Britain's terror threat level has reached critical following two attacks this year Keystone

Swiss people feel relatively safe from terrorist attack in their own country, but have growing concerns about deteriorating security conditions in other countries. A Center for Security Studies (CSS) survey found that a third of respondents had changed travel plans in light of perceived levels of threat abroad.

The annual survey revealed growing confidence among the Swiss about safety inside their own borders. Some 93% of the 1,209 people who were asked said they felt fundamentally safe in Switzerland – up from 86% in 2016.

The questionnaire was released as Britain’s official terror threat level was raised to critical following a suicide bombing in Manchester last week and a car attack in Westminster in March. These two attacks may have come too late to influence the results of the CSS survey, but terror attacks in Berlin last December, Nice on Bastille Day in July and Brussels in March 2016 have helped to heighten concerns.

The perception of threat abroad increased among people who took part in this year’s survey – carried out by the CSS department at the Zurich’s Federal Institute of Technology (ETHZ)External link. Nearly three quarters of respondents were either “very pessimistic” or “pessimistic”, compared to 41% in 2014.

This has had a material impact on the way Swiss people organise their leisure time. Some 29% of those surveyed said they had changed their foreign travel plans in the light of security issues in the last year, particularly in European cities.

More security reforms

Earlier this month, the Federal Intelligence Service (FIS) said it was facing “increasingly complex” challenges in its annual reportExternal link.

“The European order is under extraordinary pressure, which has consequences for the strategic environment of Switzerland,” the report read. “An armed attack on Switzerland remains unlikely. However, it is undeniable that the European continent is becoming not only more polarised, partly because of the impact of cross-border influence and information operations, but also more heavily militarised.”

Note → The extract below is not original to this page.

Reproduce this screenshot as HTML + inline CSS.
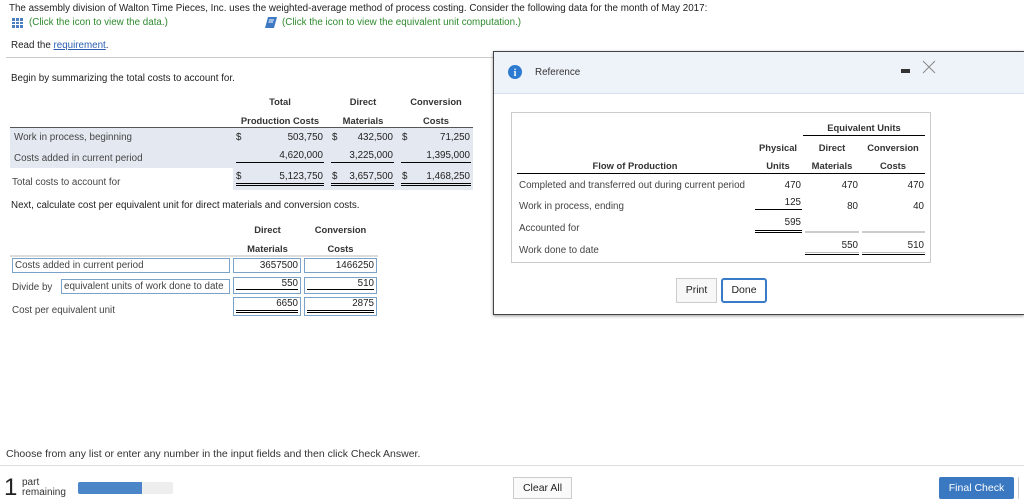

An overwhelming majority of CSS survey respondents (89%) said they supported a strengthening of Switzerland’s security to fight terrorism. In September, voters approved a raft of reforms for the Swiss intelligence service to give it the right not only to tap phone lines, but also to survey e-mails, access computer systems abroad and bug private apartments.

The Center for Security Studies was set up at ETHZ in 1986. It “offers security policy expertise in research, teaching, and consulting activities” and has formal partnerships with the defence and foreign ministries.